Strangely enough not everyone responds the same way I do to these drugs. A good friend of mine is currently on Gabapentin and has no side effects whatsoever but when I took it I felt violently sick and had to come off it after a week. Another drug I tried was Duloxetine and for an entire 24hours I couldn’t focus properly and felt very nauseous and never repeated it. No matter what you hear from other patients, if you have prescribed a drug you should always be willing to give it a go and the worst that can happen is that you need to come off them, at least you can say you tried. I’ll be perfectly honest, drugs suck and I swear illegal drugs would not screw you over as hard as some these that are prescribed!
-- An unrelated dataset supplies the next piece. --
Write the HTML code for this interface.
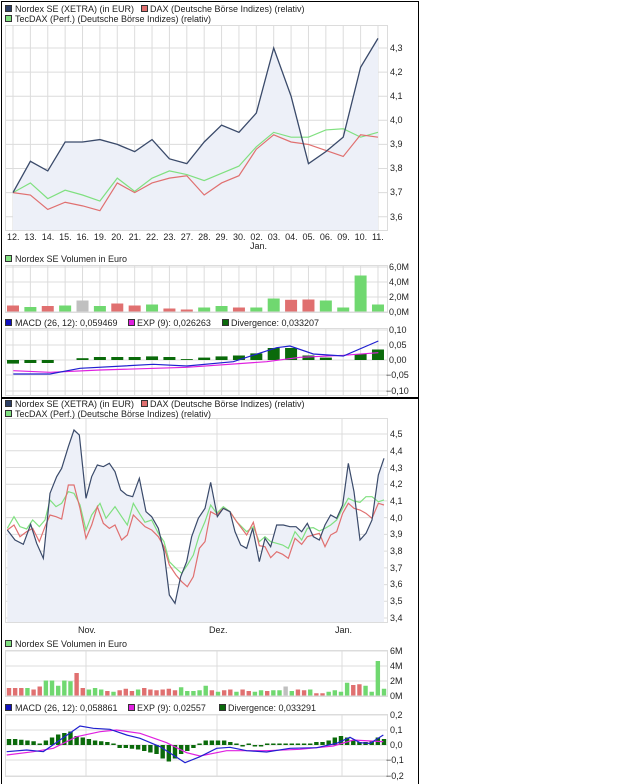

Today is going to be a difficult day, and it the day I have tried to avoid for over a year and a half now but what will be will be and whatever I’m told later today is going to be something I’ll grab by the horns and fight till I know the battle has been won. By winning it doesn’t mean the conclusion I may of liked but regardless I’m going to do it. As Saoirse Ronan says in ‘Hanna‘: “Adapt or die”, well Eric Banner technically says it but if you’ve seen the film you’ll know what I mean and if you haven’t, YouTube! I’m growing to grow the biggest set of bollocks that I have and walk into the room, take a deep breath, read through my notes, be diplomatic, formal and patient and then walk out of that room and accept whatever feelings suddenly rush through my body when I’m out of the room. Never forget, at the end of the day you are still human, and you should never get caught up in being an emotionless robot because you feel you need to keep missioning on all the time. It’s going to mission on I feel but it’s also good to know when to let everything out and embrace the moment there and then. As my Aunty always told me, “you can feel shit and sad today, and then tomorrow you pick yourself back up again and get on with life” and it’s true, I say it to my friends and I say it to myself because that day of crying, screaming, shouting etc is just what you need and then missioning on the next day is what helps you carry on. Life is wasted on drama, over-thinking, worry, stress, fears, grudges and all of that negative, bitter nonsense. It doesn’t matter what you’re going through, you need to tell yourself you will never let it get the better of you and live your life how YOU intend to! Yea I’ve spent this week stuck in bed in my pjs, when I’d rather go out and have fun but this time next week I’ll be doing exactly what I want to do and my stupid body can’t tell me what to do. Tomorrow will not stop me being able to live the life I want and stoma or no stoma, I am me and I’m goddamn proud of that!
So do me a favour, look in the mirror and be proud of who you see.